Le président turc Recep Tayyip Erdogan poursuit ses plans pour prendre le contrôle d’une « zone de sécurité » de 5 000 km² dans le nord de la Syrie. Les troupes turques et les milices de l’Armée syrienne libre, soutenues par les frappes américaines, ont lancé une offensive le 2 octobre sur la ville de Dabiq, tenue par l’État islamique.

Dès le départ, le gouvernement turc a clairement établi que son « opération Euphrate » n’est pas seulement dirigée contre l’État islamique mais vise par-dessus tout à empêcher les Kurdes syriens de relier entre eux les cantons autonomes dont ils ont pris le contrôle dans le nord de la Syrie.

Erdogan a aussi cherché à améliorer ses relations avec Moscou, un geste qui devrait donner à Ankara plus de poids vis-à-vis de Washington. Il se réunira avec le président russe Vladimir Poutine le 10 octobre à Istanbul.

Washington a cherché à équilibrer ses relations avec Ankara, membre de l’OTAN, et avec les Unités de protection du peuple kurde (YPG) sur lesquelles il s’appuie dans la lutte contre l’État islamique en Syrie.

Le Parlement turc a approuvé le 1er octobre le renouvellement d’un an du mandat du gouvernement de déployer des troupes en Irak et en Syrie.

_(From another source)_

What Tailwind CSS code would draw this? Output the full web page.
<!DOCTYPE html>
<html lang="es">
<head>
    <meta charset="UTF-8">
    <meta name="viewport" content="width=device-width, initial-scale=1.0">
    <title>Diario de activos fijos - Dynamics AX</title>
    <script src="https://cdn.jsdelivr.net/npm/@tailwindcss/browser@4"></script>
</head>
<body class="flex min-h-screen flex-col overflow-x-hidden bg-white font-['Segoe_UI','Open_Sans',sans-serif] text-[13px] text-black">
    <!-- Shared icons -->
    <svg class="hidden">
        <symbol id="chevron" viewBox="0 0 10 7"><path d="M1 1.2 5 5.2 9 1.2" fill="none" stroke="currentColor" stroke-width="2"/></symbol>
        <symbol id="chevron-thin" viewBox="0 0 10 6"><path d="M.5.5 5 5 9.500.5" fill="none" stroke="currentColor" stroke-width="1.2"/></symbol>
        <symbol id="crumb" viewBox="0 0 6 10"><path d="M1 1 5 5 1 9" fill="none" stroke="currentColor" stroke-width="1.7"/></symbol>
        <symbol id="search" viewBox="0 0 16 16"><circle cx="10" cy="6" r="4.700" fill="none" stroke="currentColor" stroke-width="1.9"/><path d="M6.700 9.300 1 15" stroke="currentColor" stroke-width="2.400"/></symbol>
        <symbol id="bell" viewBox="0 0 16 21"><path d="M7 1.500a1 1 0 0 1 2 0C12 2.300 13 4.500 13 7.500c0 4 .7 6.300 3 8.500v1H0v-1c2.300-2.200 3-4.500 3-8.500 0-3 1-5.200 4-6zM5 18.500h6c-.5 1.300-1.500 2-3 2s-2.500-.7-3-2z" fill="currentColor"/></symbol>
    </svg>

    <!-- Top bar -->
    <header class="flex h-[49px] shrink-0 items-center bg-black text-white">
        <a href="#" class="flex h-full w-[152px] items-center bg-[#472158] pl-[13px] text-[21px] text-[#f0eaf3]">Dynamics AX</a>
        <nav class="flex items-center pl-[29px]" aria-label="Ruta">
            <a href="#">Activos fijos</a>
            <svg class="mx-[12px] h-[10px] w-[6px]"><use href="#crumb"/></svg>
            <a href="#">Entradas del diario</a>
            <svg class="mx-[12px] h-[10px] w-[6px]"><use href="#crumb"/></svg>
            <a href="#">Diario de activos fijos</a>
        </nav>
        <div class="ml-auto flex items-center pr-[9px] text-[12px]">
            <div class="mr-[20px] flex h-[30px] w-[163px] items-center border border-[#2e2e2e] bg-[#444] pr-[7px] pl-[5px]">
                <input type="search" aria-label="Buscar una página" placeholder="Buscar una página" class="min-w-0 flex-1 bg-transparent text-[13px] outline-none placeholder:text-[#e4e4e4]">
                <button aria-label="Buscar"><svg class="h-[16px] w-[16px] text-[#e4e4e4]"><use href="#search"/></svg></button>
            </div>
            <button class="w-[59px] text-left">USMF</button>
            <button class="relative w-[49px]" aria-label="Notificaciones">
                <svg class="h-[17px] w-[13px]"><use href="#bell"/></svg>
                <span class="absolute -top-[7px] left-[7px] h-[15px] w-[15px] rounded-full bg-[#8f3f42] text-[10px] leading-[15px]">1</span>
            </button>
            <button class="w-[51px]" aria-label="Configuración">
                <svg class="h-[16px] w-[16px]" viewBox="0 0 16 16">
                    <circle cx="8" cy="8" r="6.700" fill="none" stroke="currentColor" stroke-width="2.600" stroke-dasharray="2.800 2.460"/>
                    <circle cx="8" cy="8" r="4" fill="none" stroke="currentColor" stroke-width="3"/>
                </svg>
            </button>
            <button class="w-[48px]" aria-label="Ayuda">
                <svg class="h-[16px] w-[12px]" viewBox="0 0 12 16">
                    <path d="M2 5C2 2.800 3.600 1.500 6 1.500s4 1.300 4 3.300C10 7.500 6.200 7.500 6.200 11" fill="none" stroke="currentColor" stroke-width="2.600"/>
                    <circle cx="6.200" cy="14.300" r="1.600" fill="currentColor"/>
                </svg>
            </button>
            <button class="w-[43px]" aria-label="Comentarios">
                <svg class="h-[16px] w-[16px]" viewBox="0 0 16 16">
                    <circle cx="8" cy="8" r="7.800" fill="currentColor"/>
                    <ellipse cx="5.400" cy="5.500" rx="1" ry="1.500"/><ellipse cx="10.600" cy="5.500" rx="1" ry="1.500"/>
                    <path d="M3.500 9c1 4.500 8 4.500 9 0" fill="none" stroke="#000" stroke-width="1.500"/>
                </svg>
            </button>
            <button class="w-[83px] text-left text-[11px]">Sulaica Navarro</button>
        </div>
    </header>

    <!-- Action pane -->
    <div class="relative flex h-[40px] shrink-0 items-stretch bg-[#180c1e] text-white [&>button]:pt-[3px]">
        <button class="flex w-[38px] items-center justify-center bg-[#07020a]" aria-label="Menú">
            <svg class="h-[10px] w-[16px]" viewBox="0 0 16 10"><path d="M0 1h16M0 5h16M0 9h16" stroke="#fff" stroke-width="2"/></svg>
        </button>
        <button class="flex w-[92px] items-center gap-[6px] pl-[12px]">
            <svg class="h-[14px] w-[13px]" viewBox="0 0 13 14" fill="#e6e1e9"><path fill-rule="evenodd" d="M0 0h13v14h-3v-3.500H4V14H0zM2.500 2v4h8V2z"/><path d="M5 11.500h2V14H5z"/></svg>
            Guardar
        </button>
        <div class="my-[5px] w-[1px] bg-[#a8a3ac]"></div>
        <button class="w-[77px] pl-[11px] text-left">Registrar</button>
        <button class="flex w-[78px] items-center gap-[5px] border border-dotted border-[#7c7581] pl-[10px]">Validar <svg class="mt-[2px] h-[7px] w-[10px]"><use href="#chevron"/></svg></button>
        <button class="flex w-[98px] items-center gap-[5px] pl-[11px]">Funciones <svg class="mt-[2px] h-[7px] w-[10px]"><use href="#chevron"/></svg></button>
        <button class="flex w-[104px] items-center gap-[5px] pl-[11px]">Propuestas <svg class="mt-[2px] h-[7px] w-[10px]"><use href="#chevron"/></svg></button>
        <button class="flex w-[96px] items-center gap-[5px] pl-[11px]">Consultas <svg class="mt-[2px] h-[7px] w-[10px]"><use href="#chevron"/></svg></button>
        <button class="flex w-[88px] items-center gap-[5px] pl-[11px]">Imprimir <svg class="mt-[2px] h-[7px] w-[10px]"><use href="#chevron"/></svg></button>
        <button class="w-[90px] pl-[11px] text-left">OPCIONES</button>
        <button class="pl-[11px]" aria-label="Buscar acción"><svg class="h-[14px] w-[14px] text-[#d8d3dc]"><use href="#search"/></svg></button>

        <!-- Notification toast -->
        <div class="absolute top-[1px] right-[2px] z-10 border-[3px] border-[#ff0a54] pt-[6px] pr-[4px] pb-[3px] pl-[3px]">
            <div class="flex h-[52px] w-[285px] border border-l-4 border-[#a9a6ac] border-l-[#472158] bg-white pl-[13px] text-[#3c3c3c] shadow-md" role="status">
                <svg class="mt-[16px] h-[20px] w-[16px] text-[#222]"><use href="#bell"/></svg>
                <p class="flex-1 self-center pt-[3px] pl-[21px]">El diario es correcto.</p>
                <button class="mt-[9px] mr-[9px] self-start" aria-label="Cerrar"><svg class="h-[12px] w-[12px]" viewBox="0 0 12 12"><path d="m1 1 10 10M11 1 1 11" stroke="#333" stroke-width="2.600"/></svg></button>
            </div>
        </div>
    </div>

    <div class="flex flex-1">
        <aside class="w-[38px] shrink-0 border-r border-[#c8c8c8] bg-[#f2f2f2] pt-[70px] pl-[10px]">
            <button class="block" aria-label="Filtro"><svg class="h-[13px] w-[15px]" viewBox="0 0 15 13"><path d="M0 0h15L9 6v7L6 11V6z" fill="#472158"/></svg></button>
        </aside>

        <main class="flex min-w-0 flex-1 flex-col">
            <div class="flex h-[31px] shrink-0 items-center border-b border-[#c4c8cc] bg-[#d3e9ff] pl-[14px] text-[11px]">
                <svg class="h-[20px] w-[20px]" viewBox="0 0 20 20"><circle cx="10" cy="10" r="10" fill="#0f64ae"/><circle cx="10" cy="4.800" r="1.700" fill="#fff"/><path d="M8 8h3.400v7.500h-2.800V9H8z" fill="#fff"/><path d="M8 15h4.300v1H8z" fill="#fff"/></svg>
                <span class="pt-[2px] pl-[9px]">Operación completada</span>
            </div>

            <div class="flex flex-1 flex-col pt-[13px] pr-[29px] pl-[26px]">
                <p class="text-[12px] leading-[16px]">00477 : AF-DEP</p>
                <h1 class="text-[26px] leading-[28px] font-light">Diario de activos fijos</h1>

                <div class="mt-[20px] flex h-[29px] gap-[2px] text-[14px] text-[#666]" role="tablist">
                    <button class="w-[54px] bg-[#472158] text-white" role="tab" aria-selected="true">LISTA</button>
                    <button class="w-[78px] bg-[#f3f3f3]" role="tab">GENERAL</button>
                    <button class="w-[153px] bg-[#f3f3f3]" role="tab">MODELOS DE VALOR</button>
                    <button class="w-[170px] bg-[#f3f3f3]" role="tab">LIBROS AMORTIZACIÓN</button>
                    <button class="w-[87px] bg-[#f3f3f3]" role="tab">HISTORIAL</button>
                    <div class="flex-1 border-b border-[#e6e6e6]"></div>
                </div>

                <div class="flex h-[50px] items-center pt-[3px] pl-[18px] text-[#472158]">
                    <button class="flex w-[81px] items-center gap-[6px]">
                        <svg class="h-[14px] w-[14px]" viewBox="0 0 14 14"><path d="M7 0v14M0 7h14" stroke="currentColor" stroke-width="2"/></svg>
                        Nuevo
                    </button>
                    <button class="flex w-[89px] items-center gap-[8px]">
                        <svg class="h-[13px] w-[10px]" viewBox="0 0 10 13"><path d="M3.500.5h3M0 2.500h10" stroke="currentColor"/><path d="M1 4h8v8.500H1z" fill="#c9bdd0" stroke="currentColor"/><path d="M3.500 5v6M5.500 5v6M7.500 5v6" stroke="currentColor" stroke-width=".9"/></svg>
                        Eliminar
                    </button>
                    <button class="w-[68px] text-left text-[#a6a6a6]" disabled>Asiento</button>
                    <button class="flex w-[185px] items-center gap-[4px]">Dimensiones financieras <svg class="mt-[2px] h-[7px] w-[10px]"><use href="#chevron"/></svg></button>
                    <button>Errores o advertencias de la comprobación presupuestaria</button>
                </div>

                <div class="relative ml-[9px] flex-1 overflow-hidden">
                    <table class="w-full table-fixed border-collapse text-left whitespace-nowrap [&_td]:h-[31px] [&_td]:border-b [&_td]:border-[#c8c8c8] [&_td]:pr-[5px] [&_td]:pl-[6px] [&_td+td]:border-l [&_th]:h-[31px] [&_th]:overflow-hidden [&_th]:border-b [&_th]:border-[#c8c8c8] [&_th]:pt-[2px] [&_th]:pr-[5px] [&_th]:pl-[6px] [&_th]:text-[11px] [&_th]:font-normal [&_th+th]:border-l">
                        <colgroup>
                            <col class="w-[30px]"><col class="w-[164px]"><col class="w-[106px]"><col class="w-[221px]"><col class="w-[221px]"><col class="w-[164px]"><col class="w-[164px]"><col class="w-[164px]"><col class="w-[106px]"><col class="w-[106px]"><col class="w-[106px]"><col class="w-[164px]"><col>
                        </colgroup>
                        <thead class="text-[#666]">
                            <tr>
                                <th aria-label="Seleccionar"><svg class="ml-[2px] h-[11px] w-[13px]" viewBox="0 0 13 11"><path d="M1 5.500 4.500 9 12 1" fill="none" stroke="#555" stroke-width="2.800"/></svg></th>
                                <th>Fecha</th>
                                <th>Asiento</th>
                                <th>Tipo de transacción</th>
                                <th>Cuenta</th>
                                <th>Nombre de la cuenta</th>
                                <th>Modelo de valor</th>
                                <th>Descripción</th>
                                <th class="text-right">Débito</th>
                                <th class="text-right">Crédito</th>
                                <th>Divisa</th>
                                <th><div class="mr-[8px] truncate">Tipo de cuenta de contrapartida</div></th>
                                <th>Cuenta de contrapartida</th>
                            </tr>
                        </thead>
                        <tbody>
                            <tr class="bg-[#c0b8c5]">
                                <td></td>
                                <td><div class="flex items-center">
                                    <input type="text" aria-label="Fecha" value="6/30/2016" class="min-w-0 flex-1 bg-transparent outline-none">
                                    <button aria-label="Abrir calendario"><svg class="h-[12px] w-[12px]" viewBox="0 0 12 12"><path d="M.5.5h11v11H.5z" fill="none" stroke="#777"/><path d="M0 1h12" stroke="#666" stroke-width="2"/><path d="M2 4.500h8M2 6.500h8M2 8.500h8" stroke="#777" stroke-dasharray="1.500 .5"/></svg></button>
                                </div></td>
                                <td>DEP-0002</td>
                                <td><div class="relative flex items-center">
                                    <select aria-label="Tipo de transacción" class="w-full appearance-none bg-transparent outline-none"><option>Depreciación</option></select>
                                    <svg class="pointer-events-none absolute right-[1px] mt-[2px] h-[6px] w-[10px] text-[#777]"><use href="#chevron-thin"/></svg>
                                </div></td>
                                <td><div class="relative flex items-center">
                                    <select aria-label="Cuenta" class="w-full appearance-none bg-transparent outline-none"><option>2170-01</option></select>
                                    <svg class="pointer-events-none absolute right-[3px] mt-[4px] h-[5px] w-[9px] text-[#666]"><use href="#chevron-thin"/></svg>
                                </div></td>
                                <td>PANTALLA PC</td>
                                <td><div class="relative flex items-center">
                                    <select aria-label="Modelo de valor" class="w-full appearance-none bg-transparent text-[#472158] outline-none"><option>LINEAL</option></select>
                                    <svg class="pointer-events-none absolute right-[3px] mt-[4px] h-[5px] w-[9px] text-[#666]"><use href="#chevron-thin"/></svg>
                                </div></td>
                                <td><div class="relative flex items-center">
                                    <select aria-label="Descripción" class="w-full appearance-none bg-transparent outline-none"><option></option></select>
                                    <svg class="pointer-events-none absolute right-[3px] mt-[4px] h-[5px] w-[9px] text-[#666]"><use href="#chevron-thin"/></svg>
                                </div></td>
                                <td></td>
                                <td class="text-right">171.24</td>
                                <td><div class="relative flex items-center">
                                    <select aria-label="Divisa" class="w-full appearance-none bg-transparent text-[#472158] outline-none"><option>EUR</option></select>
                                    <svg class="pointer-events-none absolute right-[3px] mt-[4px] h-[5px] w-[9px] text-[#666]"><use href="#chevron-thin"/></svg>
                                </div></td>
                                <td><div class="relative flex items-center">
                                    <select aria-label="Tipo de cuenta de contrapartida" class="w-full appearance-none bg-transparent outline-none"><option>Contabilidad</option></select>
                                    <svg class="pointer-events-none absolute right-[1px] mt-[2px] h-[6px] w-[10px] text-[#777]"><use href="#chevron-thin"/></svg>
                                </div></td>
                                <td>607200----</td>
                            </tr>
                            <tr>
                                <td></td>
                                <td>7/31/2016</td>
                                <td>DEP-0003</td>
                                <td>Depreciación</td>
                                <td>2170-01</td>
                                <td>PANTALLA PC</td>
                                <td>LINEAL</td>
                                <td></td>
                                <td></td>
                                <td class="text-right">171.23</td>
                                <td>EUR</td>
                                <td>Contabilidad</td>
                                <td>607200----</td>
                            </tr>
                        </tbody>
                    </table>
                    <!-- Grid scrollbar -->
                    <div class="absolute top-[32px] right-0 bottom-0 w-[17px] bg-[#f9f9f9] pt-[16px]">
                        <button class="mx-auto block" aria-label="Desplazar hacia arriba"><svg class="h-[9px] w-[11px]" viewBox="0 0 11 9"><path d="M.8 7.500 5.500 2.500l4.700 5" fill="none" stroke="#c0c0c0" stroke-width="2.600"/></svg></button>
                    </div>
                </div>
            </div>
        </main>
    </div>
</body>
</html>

Ceci intervient alors que Washington, Bagdad et le gouvernement régional autonome du Kurdistan dans le nord de l’Irak se préparent à lancer une offensive longuement discutée pour chasser l’État islamique de Mossoul.

Le Parlement irakien a voté le 4 octobre contre l’extension de l’autorisation accordée aux 2 000 soldats de la Turquie de rester dans le nord de l’Irak, à seulement quelque neuf kilomètres au nord-est de Mossoul. Alors que l’objectif principal d’Ankara est ici de cibler les forces du Parti des travailleurs du Kurdistan (PKK), Erdogan a également manifesté sa volonté de participer à l’assaut sur Mossoul aux côtés des milices sunnites que ses troupes ont entraînées. « Nous allons jouer un rôle dans l’opération de libération de Mossoul et personne ne peut nous empêcher d’y participer, » a-t-il dit le 1er octobre.

« Je crains que l’aventure turque ne se transforme en une guerre régionale, » a dit le premier ministre Haider al-Abadi à la télévision d’État irakienne le 5 octobre.